> _TO BE DONE_
Wherever the word "this" appears in a line, copy that line.

*** LISTING ***

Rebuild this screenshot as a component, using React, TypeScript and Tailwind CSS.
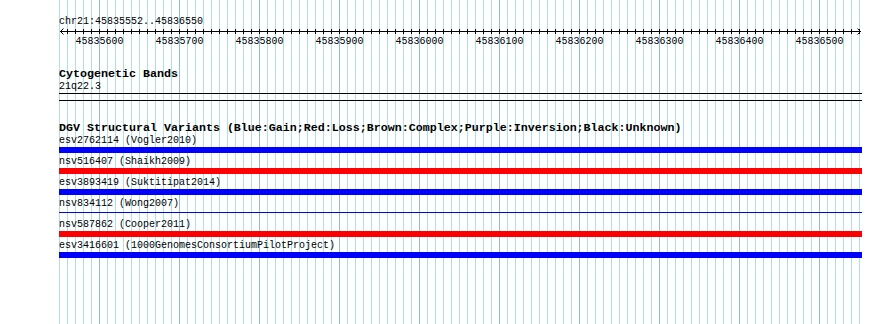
import React from "react";

const START = 45835552;
const END = 45836550;

// grid lines every 10bp (8px), darker every 100bp
const gridLines = Array.from({ length: 101 }, (_, k) => ({
  x: 59 + k * 8,
  major: k % 10 === 5,
}));

const rulerLabels = Array.from({ length: 10 }, (_, i) => ({
  text: String(45835600 + i * 100),
  x: 40 + i * 80 + 0.5,
}));

interface Variant {
  id: string;
  study: string;
  color: "blue" | "red";
  thin?: boolean;
}

const variants: Variant[] = [
  { id: "esv2762114", study: "Vogler2010", color: "blue" },
  { id: "nsv516407", study: "Shaikh2009", color: "red" },
  { id: "esv3893419", study: "Suktitipat2014", color: "blue" },
  { id: "nsv834112", study: "Wong2007", color: "blue", thin: true },
  { id: "nsv587862", study: "Cooper2011", color: "red" },
  { id: "esv3416601", study: "1000GenomesConsortiumPilotProject", color: "blue" },
];

const Grid: React.FC = () => (
  <svg className="absolute inset-0" width={890} height={324} shapeRendering="crispEdges">
    {gridLines.map((g, i) => (
      <rect
        key={i}
        x={g.x}
        y={0}
        width={1}
        height={324}
        fill={g.major ? "#8cbde6" : "#a9e2e8"}
      />
    ))}
  </svg>
);

const Ruler: React.FC = () => (
  <svg width={803} height={20} className="block">
    <line x1={1} x2={802} y1={4.5} y2={4.5} stroke="#000" />
    {Array.from({ length: 100 }, (_, k) => (
      <line
        key={k}
        x1={k * 8 + 8.5}
        x2={k * 8 + 8.5}
        y1={2}
        y2={7}
        stroke="#000"
      />
    ))}
    <polyline points="4.5,1.5 1.5,4.5 4.5,7.5" fill="none" stroke="#000" />
    <polyline points="798.5,1.5 801.5,4.5 798.5,7.5" fill="none" stroke="#000" />
    {rulerLabels.map((l) => (
      <text
        key={l.text}
        x={l.x}
        y={16.5}
        textAnchor="middle"
        fontSize={10}
        fontFamily="'Liberation Mono', monospace"
        fill="#000"
      >
        {l.text}
      </text>
    ))}
  </svg>
);

const VariantRow: React.FC<{ v: Variant }> = ({ v }) => (
  <div className="pb-[3px]">
    <div className="text-[10px] leading-[12px] whitespace-pre">
      {v.id} ({v.study})
    </div>
    {v.thin ? (
      <div className="h-[6px] pt-[2px]">
        <div className="h-px bg-[#0000ff]" />
      </div>
    ) : (
      <div
        className={
          v.color === "blue" ? "h-[6px] bg-[#0000ff]" : "h-[6px] bg-[#ff0000]"
        }
      />
    )}
  </div>
);

export default function App() {
  return (
    <div className="relative w-[890px] h-[324px] bg-white overflow-hidden text-black font-['Liberation_Mono',monospace]">
      <Grid />
      <div className="relative ml-[59px] w-[803px] pt-[16px]">
        <div className="text-[10px] leading-[11px]">
          chr{21}:{START}..{END}
        </div>
        <Ruler />

        <div className="mt-[21px] text-[11.67px] leading-[13px] font-bold">
          Cytogenetic Bands
        </div>
        <div className="text-[10px] leading-[11px]">21q22.3</div>
        <div className="mt-px h-[8px] border-y border-black" />

        <div className="mt-[21px] text-[11.67px] leading-[13px] font-bold whitespace-pre">
          DGV Structural Variants (Blue:Gain;Red:Loss;Brown:Complex;Purple:Inversion;Black:Unknown)
        </div>
        <div className="flex flex-col">
          {variants.map((v) => (
            <VariantRow key={v.id} v={v} />
          ))}
        </div>
      </div>
    </div>
  );
}
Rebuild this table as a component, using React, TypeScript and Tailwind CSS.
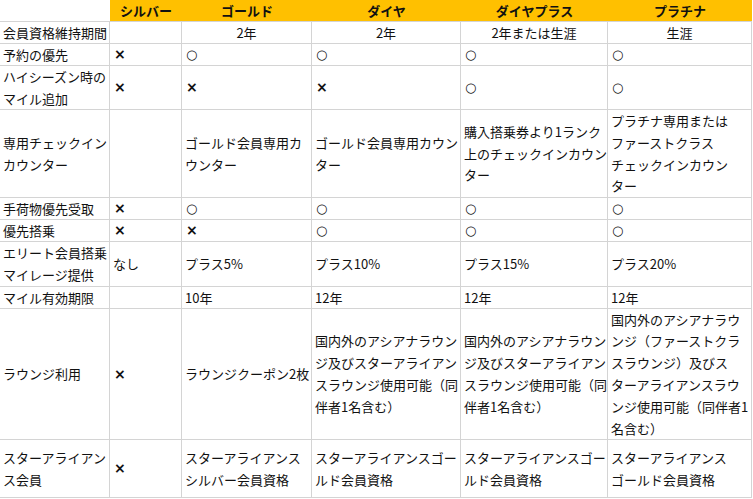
const headers = ["シルバー", "ゴールド", "ダイヤ", "ダイヤプラス", "プラチナ"];

type Row = {
  label: string[];
  cells: string[][];
  h: string;
  center?: boolean;
};

const rows: Row[] = [
  {
    label: ["会員資格維持期間"],
    cells: [[""], ["2年"], ["2年"], ["2年または生涯"], ["生涯"]],
    h: "h-[22px]",
    center: true
  },
  {
    label: ["予約の優先"],
    cells: [["×"], ["○"], ["○"], ["○"], ["○"]],
    h: "h-[22px]"
  },
  {
    label: ["ハイシーズン時の", "マイル追加"],
    cells: [["×"], ["×"], ["×"], ["○"], ["○"]],
    h: "h-[44px]"
  },
  {
    label: ["専用チェックイン", "カウンター"],
    cells: [
      [""],
      ["ゴールド会員専用カ", "ウンター"],
      ["ゴールド会員専用カウン", "ター"],
      ["購入搭乗券より1ランク", "上のチェックインカウン", "ター"],
      ["プラチナ専用または", "ファーストクラス", "チェックインカウン", "ター"]
    ],
    h: "h-[88px]"
  },
  {
    label: ["手荷物優先受取"],
    cells: [["×"], ["○"], ["○"], ["○"], ["○"]],
    h: "h-[22px]"
  },
  {
    label: ["優先搭乗"],
    cells: [["×"], ["×"], ["○"], ["○"], ["○"]],
    h: "h-[22px]"
  },
  {
    label: ["エリート会員搭乗", "マイレージ提供"],
    cells: [["なし"], ["プラス5%"], ["プラス10%"], ["プラス15%"], ["プラス20%"]],
    h: "h-[45px]"
  },
  {
    label: ["マイル有効期限"],
    cells: [[""], ["10年"], ["12年"], ["12年"], ["12年"]],
    h: "h-[22px]"
  },
  {
    label: ["ラウンジ利用"],
    cells: [
      ["×"],
      ["ラウンジクーポン2枚"],
      ["国内外のアシアナラウン", "ジ及びスターアライアン", "スラウンジ使用可能（同", "伴者1名含む）"],
      ["国内外のアシアナラウン", "ジ及びスターアライアン", "スラウンジ使用可能（同", "伴者1名含む）"],
      [
        "国内外のアシアナラウ",
        "ンジ（ファーストクラ",
        "スラウンジ）及びス",
        "ターアライアンスラウ",
        "ンジ使用可能（同伴者1",
        "名含む）"
      ]
    ],
    h: "h-[131px]"
  },
  {
    label: ["スターアライアン", "ス会員"],
    cells: [
      ["×"],
      ["スターアライアンス", "シルバー会員資格"],
      ["スターアライアンスゴー", "ルド会員資格"],
      ["スターアライアンスゴー", "ルド会員資格"],
      ["スターアライアンス", "ゴールド会員資格"]
    ],
    h: "h-[58px]"
  }
];

// ○ and × are drawn in DejaVu so they come out smaller and darker, like the original
const Mark = ({ v }: { v: string }) =>
  v === "×" ? (
    <span className="font-['DejaVu_Sans'] font-bold text-[14px] pl-[1px]">×</span>
  ) : (
    <span className="font-['DejaVu_Sans'] text-[13px] pl-[1px]">○</span>
  );

const Lines = ({ lines }: { lines: string[] }) => (
  <div className="whitespace-nowrap">
    {lines.map((l, i) => (
      <div key={i}>{l === "×" || l === "○" ? <Mark v={l} /> : l}</div>
    ))}
  </div>
);

export default function App() {
  return (
    <div
      className="w-[753px] h-[499px] bg-white text-[13px] leading-[21.8px] text-[#111] overflow-hidden"
      style={{ fontFamily: '"Noto Sans CJK JP", "Noto Sans", sans-serif' }}
    >
      <div className="grid grid-cols-[110px_72px_130px_149px_147px_144px]">
        <div className="h-[22px] border-b border-[#d4d4d4]" />
        {headers.map((h) => (
          <div
            key={h}
            className="h-[22px] bg-[#ffc000] border-b border-[#d4d4d4] flex items-center justify-center font-bold"
          >
            {h}
          </div>
        ))}

        {rows.map((r, ri) => (
          <div key={ri} className="contents">
            <div
              className={`${r.h} border-r border-b border-[#d4d4d4] flex items-center pl-[3px]`}
            >
              <Lines lines={r.label} />
            </div>
            {r.cells.map((c, ci) => (
              <div
                key={ci}
                className={`${r.h} border-r border-b border-[#d4d4d4] flex items-center ${
                  r.center ? "justify-center" : "pl-[3px]"
                }`}
              >
                <Lines lines={c} />
              </div>
            ))}
          </div>
        ))}
      </div>
    </div>
  );
}
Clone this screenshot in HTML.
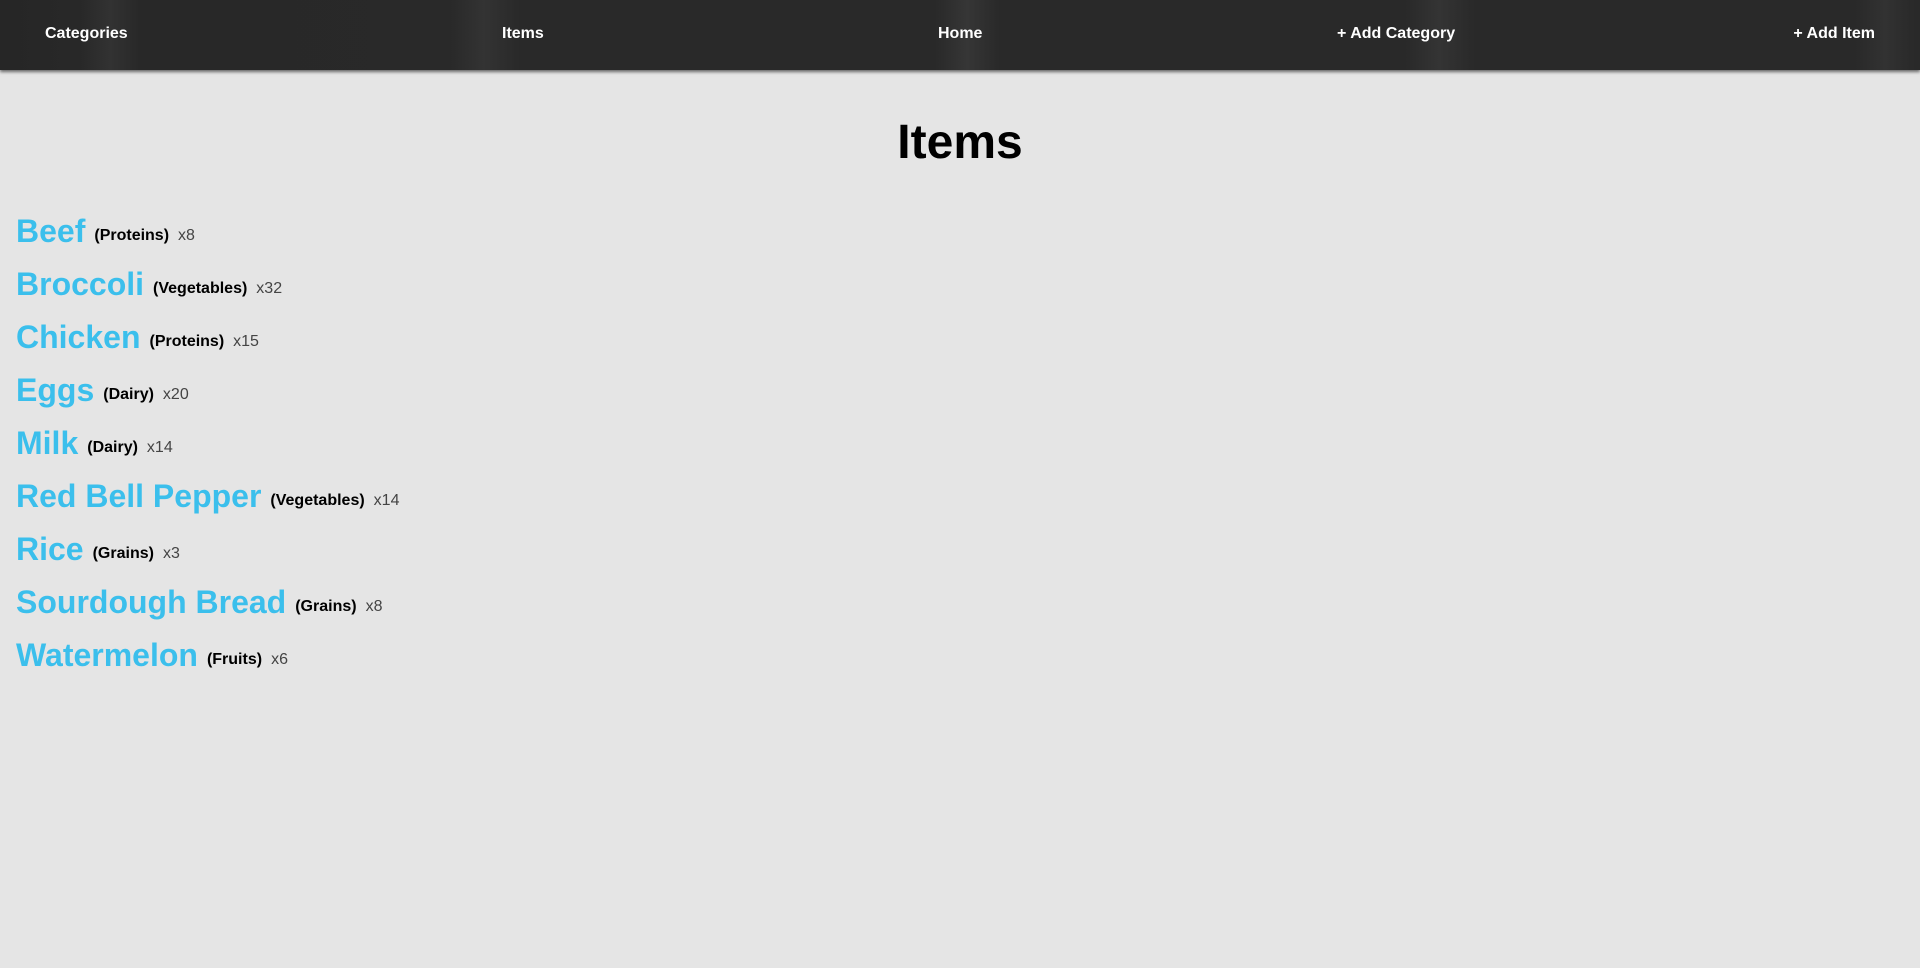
<!DOCTYPE html>
<html><head><meta charset="utf-8"><style>
html,body{margin:0;padding:0;}
body{width:1920px;height:968px;background:#e5e5e5;font-family:"Liberation Sans",Arial,sans-serif;overflow:hidden;}
nav{position:relative;height:70px;background:linear-gradient(90deg,#262626 0px,#282828 80px,#323232 110px,#282828 140px,#292929 450px,#333 484px,#292929 520px,#292929 935px,#363636 967px,#292929 1000px,#292929 1405px,#343434 1439px,#292929 1475px,#292929 1855px,#323232 1885px,#292929 1915px);box-shadow:0 2px 3px rgba(0,0,0,.55);}
nav a{position:absolute;top:25px;color:#fff;font-weight:bold;font-size:16px;text-decoration:none;}
h1{text-align:center;font-size:48px;margin:0;position:absolute;top:113px;left:0;width:1920px;line-height:60px;}
.row{position:absolute;left:16px;white-space:nowrap;}
.n{color:#3bbfec;font-weight:bold;font-size:32px;}
.c{font-weight:bold;font-size:16px;color:#000;margin-left:9px;position:relative;top:-2px;}
.q{font-size:16px;color:#444;margin-left:9px;position:relative;top:-2px;}
</style></head><body>
<nav><a style="left:45px">Categories</a><a style="left:502px">Items</a><a style="left:938px">Home</a><a style="left:1337px">+ Add Category</a><a style="right:45px">+ Add Item</a></nav>
<h1>Items</h1>
<div class="row" style="top:213px"><span class="n">Beef</span><span class="c">(Proteins)</span><span class="q">x8</span></div>
<div class="row" style="top:266px"><span class="n">Broccoli</span><span class="c">(Vegetables)</span><span class="q">x32</span></div>
<div class="row" style="top:319px"><span class="n">Chicken</span><span class="c">(Proteins)</span><span class="q">x15</span></div>
<div class="row" style="top:372px"><span class="n">Eggs</span><span class="c">(Dairy)</span><span class="q">x20</span></div>
<div class="row" style="top:425px"><span class="n">Milk</span><span class="c">(Dairy)</span><span class="q">x14</span></div>
<div class="row" style="top:478px"><span class="n">Red Bell Pepper</span><span class="c">(Vegetables)</span><span class="q">x14</span></div>
<div class="row" style="top:531px"><span class="n">Rice</span><span class="c">(Grains)</span><span class="q">x3</span></div>
<div class="row" style="top:584px"><span class="n">Sourdough Bread</span><span class="c">(Grains)</span><span class="q">x8</span></div>
<div class="row" style="top:637px"><span class="n">Watermelon</span><span class="c">(Fruits)</span><span class="q">x6</span></div>
</body></html>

***

> _EXERCISE RESULT_
Rebuild this screenshot as a component, using React, TypeScript and Tailwind CSS.
Rebuild this table as a component, using React, TypeScript and Tailwind CSS.
Clone this screenshot in HTML.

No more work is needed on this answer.